- Born: January 18, 1922 Dumbarton, Scotland
- Died: July 25, 2007 (aged 85) Palm Desert, California, US
- Scientific career
- Fields: Soil science
- Institutions: Iowa State University

= John M. Bremner =

John McColl "Jack" Bremner (January 18, 1922 – July 25, 2007) was a soil scientist and agronomy professor at Iowa State University. An expert on the chemical composition of soil, he was a fellow of the American Association for the Advancement of Science and a member of the National Academy of Sciences.

==Biography==
Bremner grew up in Dumbarton, Scotland and attended Dumbarton Academy. The son of a World War I veteran, Bremner had four older brothers and an older sister.

After earning an undergraduate degree at the University of Glasgow, he completed two doctorates from the University of London - one in chemistry and another in soil science. Bremner spent several years at the Rothamsted Experimental Station, and then he became a faculty member at Iowa State University from 1959 to 1992. He had been named the Charles F. Curtiss Distinguished Professor of Agriculture in 1975. He conducted research into the nitrogen and sulfur content of soil.

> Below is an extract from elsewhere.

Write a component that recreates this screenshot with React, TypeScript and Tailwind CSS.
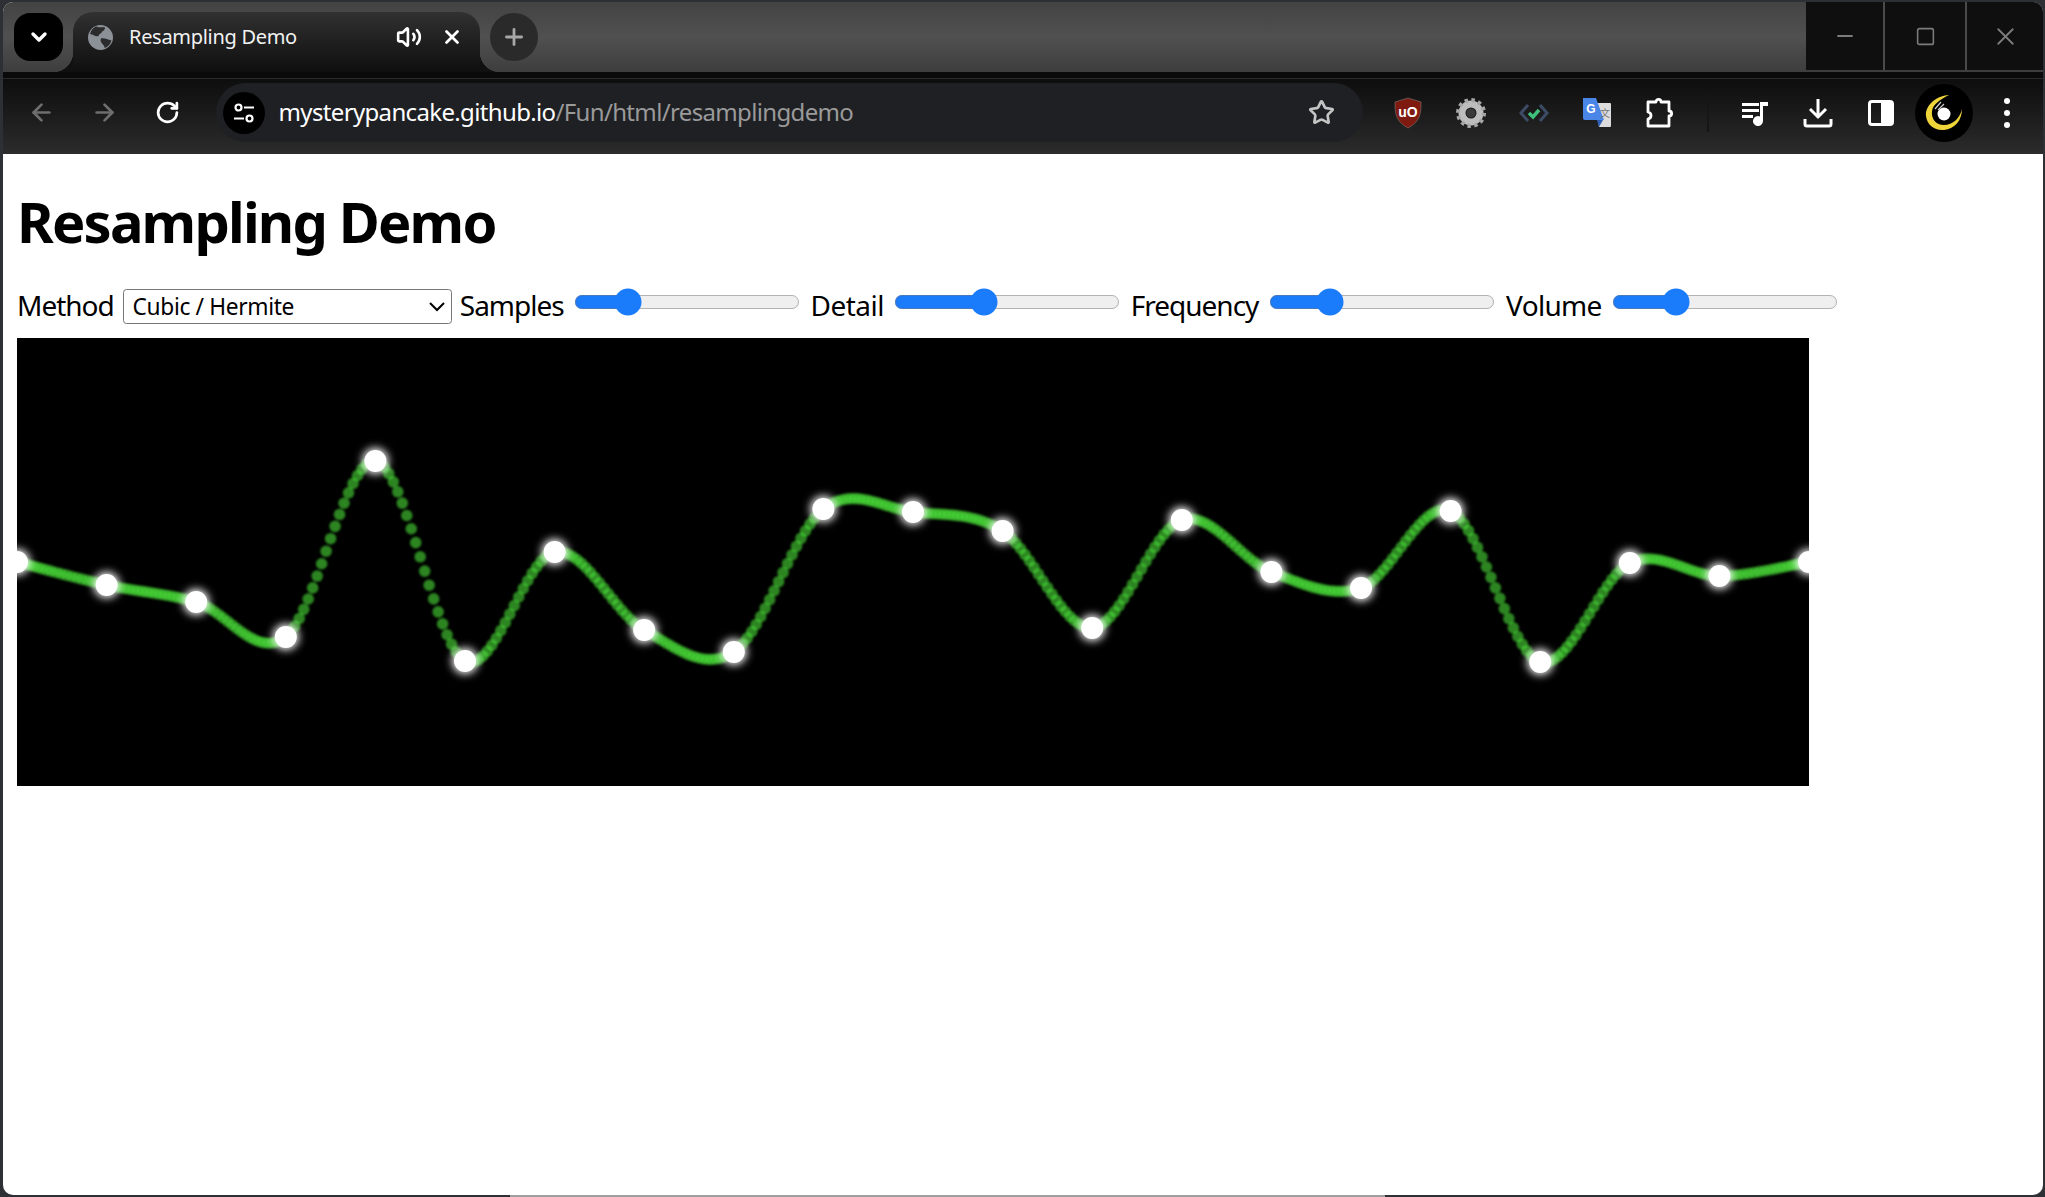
import { ArrowLeft, ArrowRight, ChevronDown, Minus, Plus, RotateCw, Square, Star, Volume2, X } from 'lucide-react'

const ys = [562, 585, 602, 637, 461, 661, 552, 630, 652, 509, 512, 531, 628, 520, 572, 588, 511, 662, 563, 576, 562]
const step = 89.6
const nodes = ys.map((y, i) => ({ x: i * step, y: y - 338 }))

// hermite through the nodes, tangents from the neighbours
function curveDots(perSegment: number) {
  const dots: { x: number; y: number }[] = []
  for (let i = 0; i < nodes.length - 1; i++) {
    const p0 = nodes[Math.max(i - 1, 0)]
    const p1 = nodes[i]
    const p2 = nodes[i + 1]
    const p3 = nodes[Math.min(i + 2, nodes.length - 1)]
    for (let k = 0; k < perSegment; k++) {
      const t = k / perSegment
      const t2 = t * t
      const t3 = t2 * t
      const a = 2 * t3 - 3 * t2 + 1
      const b = t3 - 2 * t2 + t
      const c = -2 * t3 + 3 * t2
      const d = t3 - t2
      dots.push({
        x: a * p1.x + (b * (p2.x - p0.x)) / 2 + c * p2.x + (d * (p3.x - p1.x)) / 2,
        y: a * p1.y + (b * (p2.y - p0.y)) / 2 + c * p2.y + (d * (p3.y - p1.y)) / 2,
      })
    }
  }
  return dots
}

function Wave() {
  return (
    <svg width="1792" height="448" viewBox="0 0 1792 448" className="block">
      <defs>
        <filter id="soft" x="-10%" y="-10%" width="120%" height="120%">
          <feGaussianBlur stdDeviation="0.8" />
        </filter>
        <filter id="glow" x="-80%" y="-80%" width="260%" height="260%">
          <feGaussianBlur stdDeviation="4" />
        </filter>
      </defs>
      <g filter="url(#soft)">
        {curveDots(20).map((d, i) => (
          <circle key={i} cx={d.x} cy={d.y} r="5.800" fill="#4ce63a" fillOpacity="0.58" />
        ))}
      </g>
      {nodes.map((n, i) => (
        <g key={i}>
          <circle cx={n.x} cy={n.y} r="13" fill="#fff" filter="url(#glow)" />
          <circle cx={n.x} cy={n.y} r="11" fill="#fff" />
        </g>
      ))}
    </svg>
  )
}

function Slider({ value }: { value: number }) {
  return (
    <input
      type="range"
      min={0}
      max={100}
      defaultValue={value}
      className="[zoom:1.75] mx-[2px] mt-[1px] w-[129px] align-baseline accent-[#1a7bfb]"
    />
  )
}

function ToolButton({ children }: { children: React.ReactNode }) {
  return <div className="flex h-[44px] w-[63px] shrink-0 items-center justify-center">{children}</div>
}

function TabBar() {
  return (
    <div className="flex h-[70px] shrink-0 items-stretch bg-gradient-to-b from-[#434343] via-[#505050] to-[#3e3e3e]">
      <div className="ml-[11px] mt-[11px] flex h-[48px] w-[49px] items-center justify-center rounded-[16px] bg-black">
        <ChevronDown size={24} strokeWidth={3.4} className="text-white" />
      </div>
      <div className="relative ml-[10px] mt-[10px] flex w-[407px] items-center rounded-t-[20px] bg-gradient-to-b from-[#313131] to-[#0f0f0f] pb-[10px] pl-[15px]">
        <div className="absolute bottom-0 left-[-20px] h-[20px] w-[20px] bg-[radial-gradient(circle_at_0_0,transparent_20px,#101010_20.5px)]" />
        <div className="absolute bottom-0 right-[-20px] h-[20px] w-[20px] bg-[radial-gradient(circle_at_100%_0,transparent_20px,#101010_20.5px)]" />
        <svg width="25" height="25" viewBox="0 0 25 25" className="shrink-0">
          <circle cx="12.5" cy="12.5" r="12.5" fill="#8b9197" />
          <path d="M8 1.5c3 1 6 1 8.5 .5 1 2 -.5 4 -2.5 4.500-.5 2.500-3 2-3.500 4.500-3 1-5-1.500-8.500-2 .8-3.200 3-6 6-7.500z" fill="#2b2b2b" />
          <path d="M13 13.500c3-.8 6 .5 10.500 2-1 3.500-3.500 6.500-7 7.500 .5-2-1.500-3-2.500-4.500-1-1.500-2-3-1-5z" fill="#2b2b2b" />
        </svg>
        <span className="ml-[16px] w-[269px] font-['Noto_Sans'] text-[20px] leading-none tracking-[-0.3px] text-[#f2f2f2]">Resampling Demo</span>
        <Volume2 size={26} strokeWidth={2.4} className="ml-[-2px] text-white" />
        <X size={22} strokeWidth={3} className="ml-[19px] text-white" />
      </div>
      <div className="ml-[10px] mt-[11px] flex h-[48px] w-[48px] items-center justify-center rounded-full bg-[#2a2a2a]">
        <Plus size={26} strokeWidth={2.6} className="text-[#a8a8a8]" />
      </div>
      <div className="flex-1" />
      <div className="flex h-[68px] w-[237px] bg-[#0f0f0f] text-[#7c7c7c]">
        <div className="flex w-[79px] items-center justify-center border-r-2 border-[#4a4a4a]">
          <Minus size={24} strokeWidth={1.8} />
        </div>
        <div className="flex w-[82px] items-center justify-center border-r-2 border-[#4a4a4a]">
          <Square size={21} strokeWidth={1.8} />
        </div>
        <div className="flex flex-1 items-center justify-center">
          <X size={29} strokeWidth={1.5} />
        </div>
      </div>
    </div>
  )
}

function Toolbar() {
  return (
    <div className="flex h-[82px] shrink-0 flex-col bg-gradient-to-b from-[#0b0b0b] to-[#2c2c2c]">
      <div className="h-[7px] border-b border-[#2a2a2a] bg-[#0a0a0a]" />
      <div className="flex flex-1 items-center pl-[6.500px] pb-[8px]">
        <ToolButton><ArrowLeft size={27} strokeWidth={2.4} className="text-[#6e6e6e]" /></ToolButton>
        <ToolButton><ArrowRight size={27} strokeWidth={2.4} className="text-[#6e6e6e]" /></ToolButton>
        <ToolButton><RotateCw size={25} strokeWidth={2.6} className="text-white" /></ToolButton>
        <div className="ml-[17px] flex h-[59px] w-[1147px] shrink-0 items-center rounded-full bg-[#1f2024] pl-[7px] pr-[28px]">
          <div className="flex h-[42px] w-[42px] items-center justify-center rounded-full bg-black">
            <svg width="24" height="24" viewBox="0 0 24 24" fill="none" stroke="#fff" strokeWidth="2.2">
              <circle cx="6.500" cy="6.500" r="3" />
              <path d="M12 6.500h10M2 17.500h10" />
              <circle cx="17.500" cy="17.500" r="3" />
            </svg>
          </div>
          <div className="mb-[2px] ml-[14px] flex-1 font-['Noto_Sans'] text-[24px] tracking-[-0.65px] text-white">
            mysterypancake.github.io<span className="text-[#9a9a9a]">/Fun/html/resamplingdemo</span>
          </div>
          <Star size={27} strokeWidth={2.4} className="text-[#c4c4c4]" />
        </div>
        <div className="ml-[14px] flex items-center">
          <ToolButton>
            <svg width="28" height="32" viewBox="0 0 28 32">
              <path d="M14 1l13 4c0 10 0 19-13 26C1 24 1 15 1 5z" fill="#7f1a10" stroke="#8a8a8a" strokeWidth=".5" />
              <text x="14" y="20" textAnchor="middle" fill="#fff" fontSize="14" fontWeight="700" fontFamily="Liberation Sans, sans-serif">uO</text>
            </svg>
          </ToolButton>
          <ToolButton>
            <svg width="30" height="30" viewBox="0 0 30 30">
              <circle cx="15" cy="15" r="9" fill="none" stroke="#bdbdbd" strokeWidth="7" />
              <circle cx="15" cy="15" r="13" fill="none" stroke="#a6a6a6" strokeWidth="4" strokeDasharray="3.400 3.407" />
              <circle cx="15" cy="15" r="4.500" fill="#3a3a3a" />
            </svg>
          </ToolButton>
          <ToolButton>
            <svg width="30" height="22" viewBox="0 0 30 22" fill="none">
              <path d="M9 3l-7 8 7 8M21 3l7 8-7 8" stroke="#3d4c66" strokeWidth="3" />
              <path d="M10 11l4 4 6-7" stroke="#3fc07a" strokeWidth="3.500" />
            </svg>
          </ToolButton>
          <ToolButton>
            <svg width="30" height="30" viewBox="0 0 30 30">
              <path d="M13 5h15a1 1 0 0 1 1 1v22a1 1 0 0 1-1 1H17z" fill="#dcdcdc" />
              <path d="M1 0h13l8 22H3a2 2 0 0 1-2-2z" fill="#4a86e8" />
              <path d="M15 22h6l-4 7z" fill="#2e5fb8" />
              <text x="9" y="15" textAnchor="middle" fill="#fff" fontSize="12" fontWeight="700" fontFamily="Liberation Sans, sans-serif">G</text>
              <text x="23" y="19" textAnchor="middle" fill="#777" fontSize="10" fontFamily="Noto Sans CJK SC, sans-serif">文</text>
            </svg>
          </ToolButton>
          <ToolButton>
            <svg width="30" height="32" viewBox="0 0 30 32" fill="none" stroke="#fff" strokeWidth="2.800" strokeLinejoin="round">
              <path d="M3 5h8c0-3.500 5-3.500 5 0h8v9c3.500 0 3.500 5 0 5v10H3v-7c4-1 4-6 0-7z" />
            </svg>
          </ToolButton>
        </div>
        <div className="flex w-[32px] shrink-0 justify-center">
          <div className="h-[38px] w-[2px] bg-[#161616]" />
        </div>
        <ToolButton>
          <svg width="28" height="26" viewBox="0 0 28 26" fill="#fff">
            <path d="M1 3h17v3H1zM1 9h17v3H1zM1 15h11v3H1z" />
            <path d="M19 2h8v4h-5v15a5 5 0 1 1-3-4.500z" />
          </svg>
        </ToolButton>
        <ToolButton>
          <svg width="30" height="30" viewBox="0 0 30 30" fill="none" stroke="#fff" strokeWidth="3">
            <path d="M15 1v18M7 11l8 8 8-8" />
            <path d="M2 21v5a2 2 0 0 0 2 2h22a2 2 0 0 0 2-2v-5" />
          </svg>
        </ToolButton>
        <ToolButton>
          <svg width="26" height="26" viewBox="0 0 26 26">
            <rect x="1.500" y="1.500" width="23" height="23" rx="2.500" fill="none" stroke="#fff" strokeWidth="3" />
            <rect x="13" y="1.500" width="11.500" height="23" fill="#fff" />
          </svg>
        </ToolButton>
        <ToolButton>
          <div className="flex h-[58px] w-[58px] shrink-0 items-center justify-center rounded-full bg-black">
            <svg width="38" height="38" viewBox="0 0 38 38" fill="none">
              <path d="M24 1C10 2 0 12 1 22c1 9 9 15 18 14 11-1 18-10 18-21-2 9-9 16-18 16-8 0-13-6-12-14 1-7 9-12 17-16z" fill="#f0d53a" />
              <circle cx="19" cy="20" r="6.500" fill="#fff" />
              <path d="M10 15l6-7M13 16l6-6" stroke="#ccc" strokeWidth="1.200" />
            </svg>
          </div>
        </ToolButton>
        <ToolButton>
          <div className="flex flex-col gap-[6px]">
            <div className="h-[6px] w-[6px] rounded-full bg-white" />
            <div className="h-[6px] w-[6px] rounded-full bg-white" />
            <div className="h-[6px] w-[6px] rounded-full bg-white" />
          </div>
        </ToolButton>
      </div>
    </div>
  )
}

export default function App() {
  return (
    <div className="flex h-[1197px] w-full flex-col overflow-hidden bg-[#2d3035] pl-[3px] pr-[2px] pt-[2px]">
      <div className="flex flex-1 flex-col overflow-hidden rounded-[10px] bg-white">
        <TabBar />
        <Toolbar />
        <main className="px-[14px] font-['Noto_Sans'] text-[28px] text-black">
          <h1 className="pt-[30px] text-[56px] font-bold leading-[74px] tracking-[-1.8px]">Resampling Demo</h1>
          <div className="mt-[28px] flex h-[52px] items-start whitespace-nowrap leading-[38px] tracking-[-1px]">
            <span className="mr-[9px]">Method</span>
            <select className="[zoom:1.75] mt-[1.500px] h-[20px] w-[188px] rounded-[2px] border border-[#767676] bg-white pl-[1px] font-['Noto_Sans'] text-[13px] tracking-[-0.2px]" defaultValue="hermite">
              <option value="hermite">Cubic / Hermite</option>
            </select>
            <span className="ml-[8px] mr-[7px]">Samples</span>
            <Slider value={20} />
            <span className="mx-[7px] tracking-[-0.5px]">Detail</span>
            <Slider value={38} />
            <span className="mx-[7px]">Frequency</span>
            <Slider value={24} />
            <span className="ml-[8px] mr-[7px] tracking-[-0.7px]">Volume</span>
            <Slider value={25} />
          </div>
          <div className="h-[448px] w-[1792px] overflow-hidden bg-black">
            <Wave />
          </div>
        </main>
      </div>
      <div className="ml-[-3px] mr-[-2px] flex h-[2px] shrink-0">
        <div className="w-[510px] bg-[#2d3035]" />
        <div className="w-[875px] bg-[#a0a0a0]" />
        <div className="flex-1 bg-[#2d3035]" />
      </div>
    </div>
  )
}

Bremner met his wife Mary at Rothamsted and they had two children. He was named a fellow of the American Association for the Advancement of Science in 1972 and was elected to the National Academy of Sciences in 1984. Bremner also received an honorary doctorate from Heriot-Watt University in 1970.

He retired from Iowa State in 1992. He died in 2007 at his home in Palm Desert, California. He was survived by his wife and two children.